Hm, I just went back and looked and yes, all of the hunters have no flashes and look lovely and relaxed! Why in the world are eventers and dressage folk obsessed with the flash? I event now but I still don’t get it… I have them on my bridle just because I couldn’t afford one without, but they are so loose he can still open his whole mouth if he wants (which he does from time to time when I’m screwing things up! :)) In fact when I saw he was gaping his mouth in his pictures, I was horrified, and everyone’s answer was “TIGHTEN UP THAT FLASH!” Uh… try down-grading to a rubber bit and acupuncture, yeah, that seemed to do the trick. Glad everyone’s priorities are right 🙁
Great Tips! Of course my husband has just decided to “cheat” and shoots all of my horse pictures with an action lens that grabs three shots right in a row. Take enough pictures and you’ll at least get one or two good ones. Of course it also means I end up deleting a ton of crap pictures too.
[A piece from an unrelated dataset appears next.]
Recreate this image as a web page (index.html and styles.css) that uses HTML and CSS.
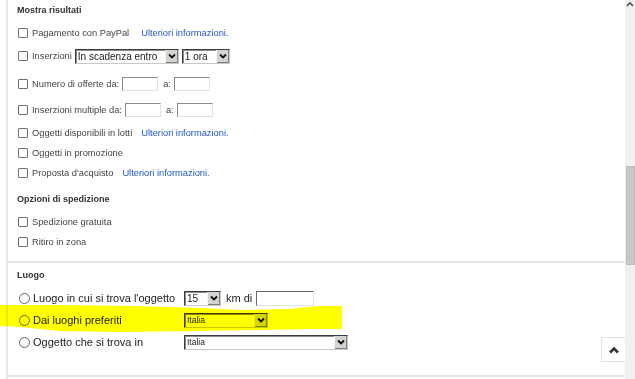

And I agree, it is so hard to find dressage photos that I like. Always, it seems the horses mouths are gaping, even against a way too tight flash.
Excellent post! I’m sharing!
Excellent post! This is the reason why I wish I could ride and take photos at the same time! It’s so hard to explain timing to someone not used to shooting horses.
Something that helps with making horses look up hill (especially at a stretchy walk) is to crop the photo in photoshop so that you level the horse’s feet.
For example, the first photo you shared would look better with a slight rotation:
It’s such a small change, but it’s so important, especially when putting together sale photos!